The available Performance Package adds Brembo brakes and SACHS dampers to both GR86 and GR86 Premium grades. The red Brembo calipers use four pistons up front and two pistons in the rear, clamping 12.8-inch front rotors and 12.4-inch rear rotors. Toyota also continues the enthusiast pitch with a complimentary one-year National Auto Sport Association membership and one free High Performance Driving Event.

Toyota is also expanding the GR86’s safety and convenience story. The stereo camera’s recognition range has nearly doubled for better detection of vehicles ahead when using cruise control. A monocular camera has been added to help detect nearby objects at intersections. Every GR86 comes with seven airbags, an anti-theft system, and Toyota’s Star Safety System.
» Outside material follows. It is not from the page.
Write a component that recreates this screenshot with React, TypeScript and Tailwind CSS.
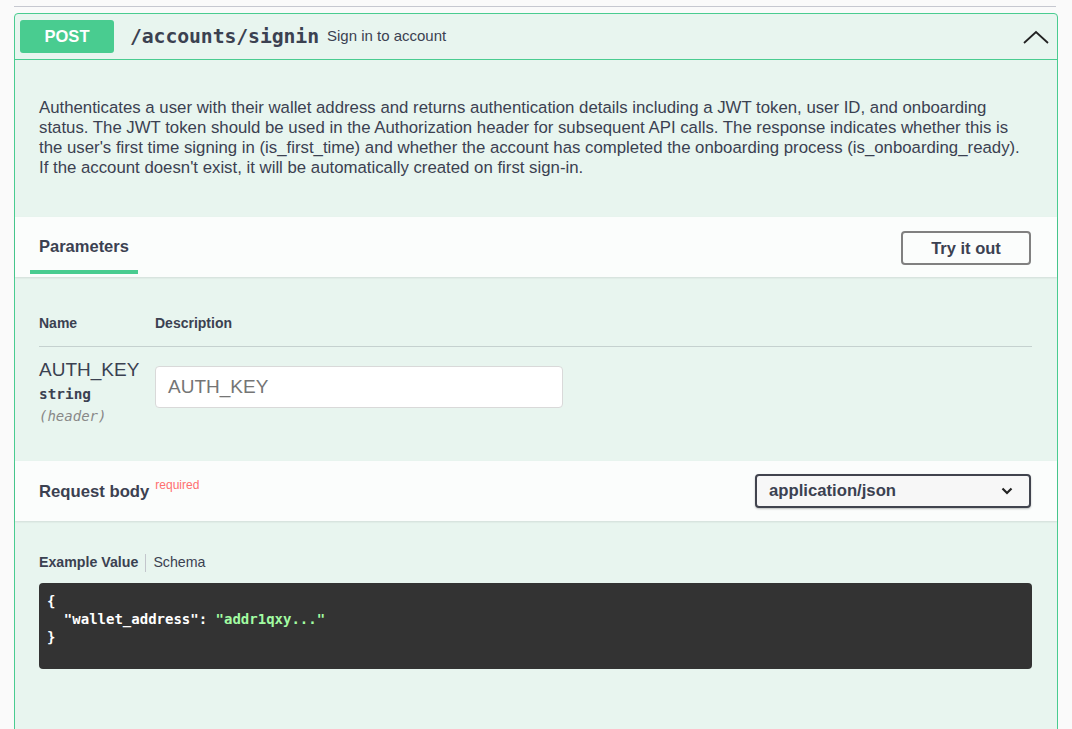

The 2027 model also gets a new Thunder exterior color and a new Cockpit Red interior option for Premium grades. Toyota is not reinventing the GR86. It is sharpening it, polishing it, and making it easier to live with.

That is exactly why this car still matters. The GR86 is not trying to be everything. It is not trying to replace an SUV, tow a boat, or pretend its back seat is anything other than a place for backpacks and punishment. It exists for drivers who still care about steering, shifting, balance, and the simple pleasure of a car that feels alive.